- **Goal of the exercise**
Show every line where "TypeScript" occurs.

------ Stored rows ------

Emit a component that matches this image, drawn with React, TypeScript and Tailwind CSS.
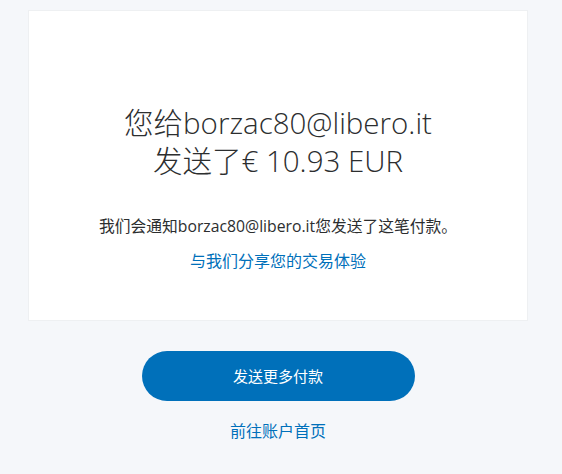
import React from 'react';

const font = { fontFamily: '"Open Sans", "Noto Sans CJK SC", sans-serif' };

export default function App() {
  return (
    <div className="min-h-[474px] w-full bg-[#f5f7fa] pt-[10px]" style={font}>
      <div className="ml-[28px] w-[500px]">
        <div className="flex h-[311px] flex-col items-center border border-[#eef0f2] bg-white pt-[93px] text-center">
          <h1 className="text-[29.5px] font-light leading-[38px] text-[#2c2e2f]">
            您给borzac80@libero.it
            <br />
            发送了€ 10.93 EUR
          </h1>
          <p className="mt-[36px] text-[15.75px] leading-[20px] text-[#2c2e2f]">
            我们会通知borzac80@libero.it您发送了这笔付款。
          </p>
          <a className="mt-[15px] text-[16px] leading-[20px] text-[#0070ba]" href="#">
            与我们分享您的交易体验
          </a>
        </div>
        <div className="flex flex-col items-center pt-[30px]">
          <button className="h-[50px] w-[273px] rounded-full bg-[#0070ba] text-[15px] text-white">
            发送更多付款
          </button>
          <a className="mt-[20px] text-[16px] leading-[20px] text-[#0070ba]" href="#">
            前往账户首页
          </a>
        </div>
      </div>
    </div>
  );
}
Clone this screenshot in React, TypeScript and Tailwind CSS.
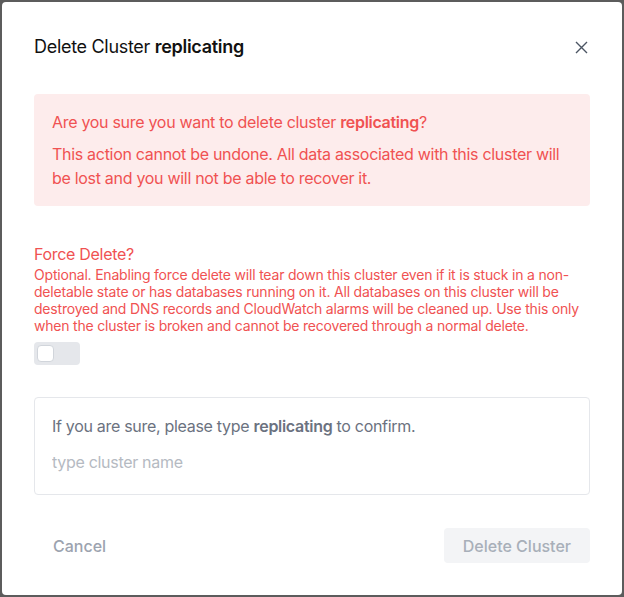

------

- **Result of the exercise**
Emit a component that matches this image, drawn with React, TypeScript and Tailwind CSS.
Clone this screenshot in React, TypeScript and Tailwind CSS.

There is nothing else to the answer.